- Some non-technical stakeholder comes to me and says "can we solve this problem with Machine Learning?" usually it's something like "there need to be two supervisors on the factory floor at all times, and I want an email alert everytime there are less than 2 supervisors for more than 20 minutes"
- I ask for some sample footage to build a prototype and get a few very poor quality videos, at a very different standard from what I see in most of these tutorials.
- I find some pre-trained model that is able to do people detection or face detection and return bounding rectangles and download it in whatever form
- After about 30 minutes of fiddling and googling errors, I run it against the sample footage
- I get about 60% accuracy - this is no good. Where do I go from here? Keep trying different models? There are all sorts of models like YOLO and SSD and RetinaNet and YOLO2 and YOLO3.
- At some point I try a bunch of models and all of them are at best 75% good. At this point I figure I should train it with my own dataset, and so I guess I need to arrange to have this stuff labelled. In my experience stakeholders are usually willing to appoint someone to do it but they want to know how much footage they need to label and whether their team will need special training to do the labelling and after it's all done is this even going to work?
What are some effective / opinionated workflows for this part of the overall process that have worked well for you? What's a labelling tool that non-technical users can use intuitively? How good are tools/services like Mechanical Turk and Ground Truth?
This part of the process costs time and money - stakeholders, particularly managers who are non-technical tend to want an answer beforehand - "If we spend all this time and money labelling footage, how well is this going to work? How much footage do we need to label?". How do you handle these kinds of conversations?
I find this space fairly well-populated with ML tutorials and resources but haven't been able to find content that is focused on this part of the process.
I believe your issue can be easily solved - have supervisors wear a distinctive color from a non-supervisor. For example let's say it's yellow.
OK so now you have yellow wearing supervisors and everyone else. To resolve the issue you have described acquire a month or so of footage, with labels per minute describing how many yellow wearing supervisors and how many people (in total) there are.
So the data you have is:
1. Yellow wearing supervisors
2. Total amount of workers on the floor
Then with this data you can train a network to do what you're describing pretty easily. Assuming there are a lot of workers on the floor, trying to do person detection or face detection would require too much data. Just have a uniform enforced and train on the colors/presence.
Imagine, you told a 10 YO child to do this task. Even the child would ask the same question - how do I know who is a supervisor and who is not.
Not only is face recognition hard, it is almost impossible to accomplish in a factory floor like setting. Not totally impossible but it is really really hard. Face detection is still possible but face recognition is far more computationally expensive. You'll need a shit ton of data and you'll need access to the employee database. You'll need a whole new engineering pipeline to make this happen and of course a team.

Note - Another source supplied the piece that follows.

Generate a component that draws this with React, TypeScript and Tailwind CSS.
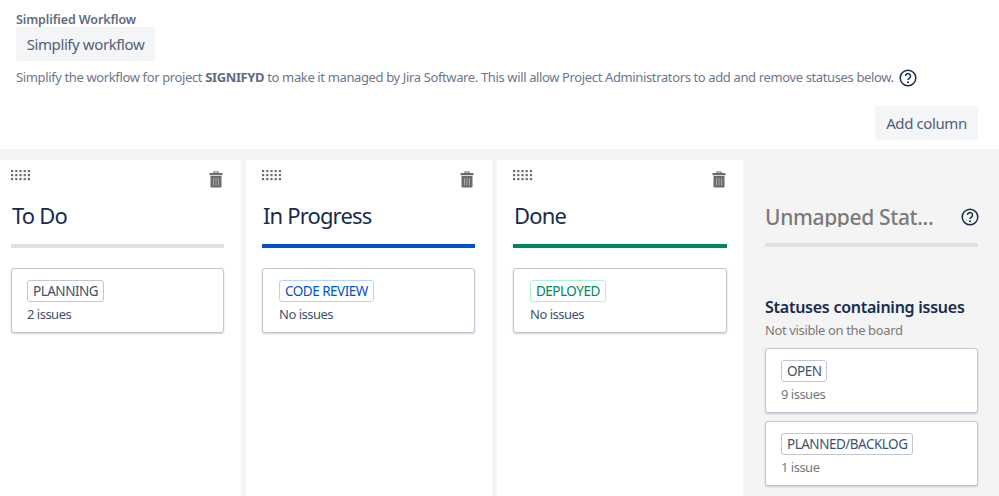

Compared to that expense and time, you are way better off getting the company to approve special vests for supes.
In your example, take a film of the factory floor when it is empty, then once work begins use a approximately human sized/shaped rectangular sliding window and look for areas that exceed a threshold of difference to the image of the empty floor.
You can then use that window as input to a classifier which will be easier due to the considerable dimension reduction or perhaps you can get sufficient performance using further deterministic techniques.
Remember, the problem is "I need to know when I don't have two managers on the floor," not "how do I use machine learning to know when I don't have two managers on the floor."
If we can make up arbitrary rules and assumptions then just have them jot down on a piece of paper when they come and go, and if they are the last to leave then they have to send an email.
The general point is to capitalize on preexisting information than to do the "true" solution which is error prone and even a human might not have 100% accuracy at, due to the fact that in certain settings (such as this hypothetical) the perfected solution cannot be accomplished without constraints.
Imagine where you worked suddenly introduced this: "Yes, previously everyone could wear whatever they wanted - but from today, just the senior programmers must code while wearing a high-vis jacket around the office so we can track when they at their desks".
The supervisors have now changed their relationship with coworkers - signaling their superiority, while simulataneously feeling stalked by their bosses, and looking "unfashionable"/un-cool - all because someone couldn't figure out how to do deep learning properly... which was the OP was actually asking about!
1. Supervisors are already by definition "superior" than their subordinates.
2. Supervisors on factories already wear distinctive clothing - especially in fully automated factories.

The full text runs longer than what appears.